Председатель Совнаркома добавил, что он и его товарищи – “решительные противники всяких телесных наказаний, и прежде всего в отношении детей”.

Воцарившуюся после революции в школьных стенах вольницу описывал поэт-сатирик Доль (заметим – писал он не в каком-нибудь красном листке, а во вполне либеральном журнале “Лукоморье”):

Напугав свою мамашу,

Поднял знамя Коля:

– Прочь березовую кашу,

Раз настала воля!..

. . . . . . . . . . . .

– Отменить без промедленья,

– Слышатся призывы,

– Всю таблицу умноженья,

Горы и заливы!

Восьмилетние эс-деки

В требованьях стойки:

– Запретить скорей навеки

Все колы и двойки!

Большевик того же класса

Вставил, полный пыла:

– Тлебовать, цтоб нам мамаса

Балабан купила!!!

Воли радостные струи

В их сердца ворвались.

. . . . . . . . . . . .

Как, учители-буржуи,

Вы еще не сдались?!

Право же, с точки зрения текущей антикоммунистической мифологии, тут наблюдается некоторая неувязочка.

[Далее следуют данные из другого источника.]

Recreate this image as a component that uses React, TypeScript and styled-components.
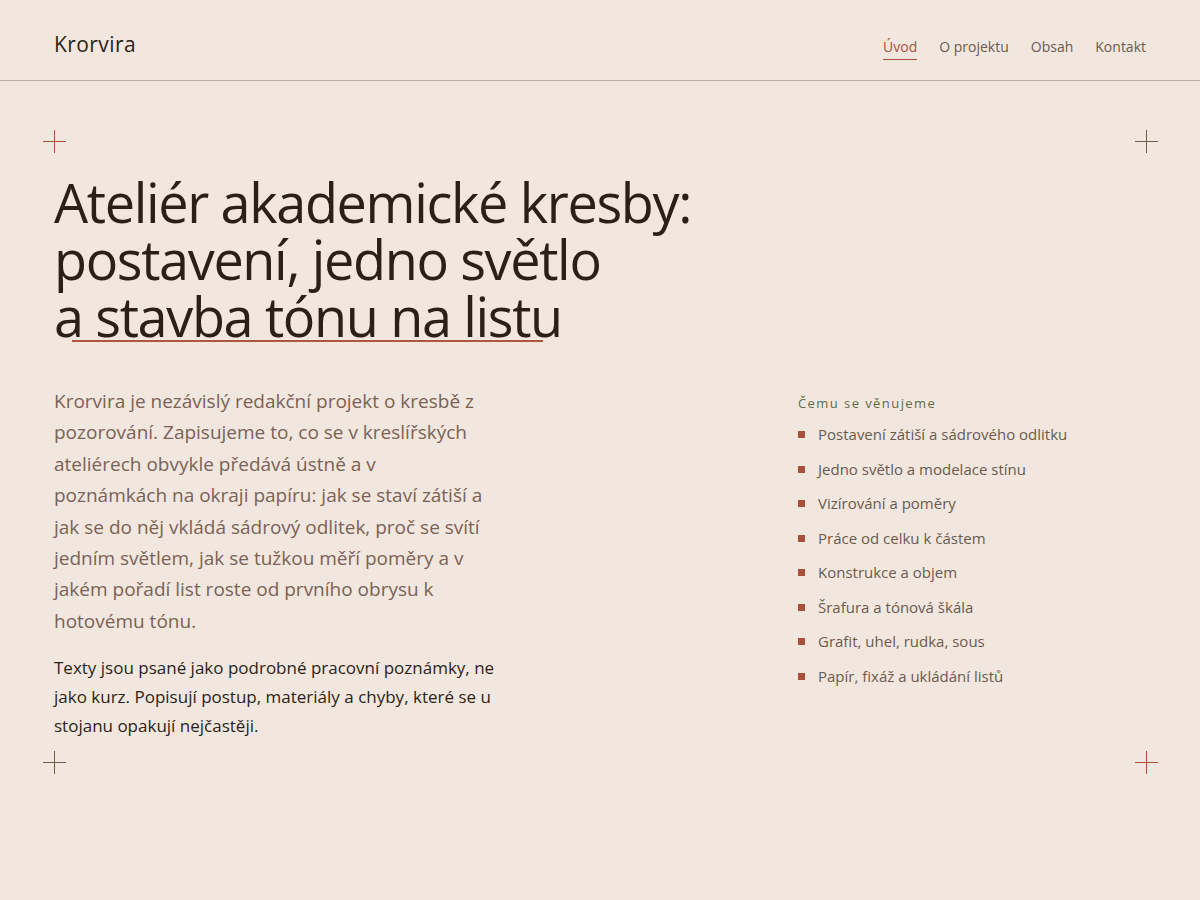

Почему после красной революции 1917 года, которая была, как нас не устают уверять, воплощением несвободы и всяческого тоталитаризма, учащиеся освободились от самого для них ощутимого проявления этой самой несвободы, которое они чувствовали собственной, пардон, задницей?

И наоборот, почему после “всемирно-исторического триумфа” над распроклятой гидрой мирового коммунизма мы слышим совершенно противоположные речи – об ужесточении физических наказаний для школьников? Кто бы из почтенных господ антикоммунистов ответил на этот вопрос?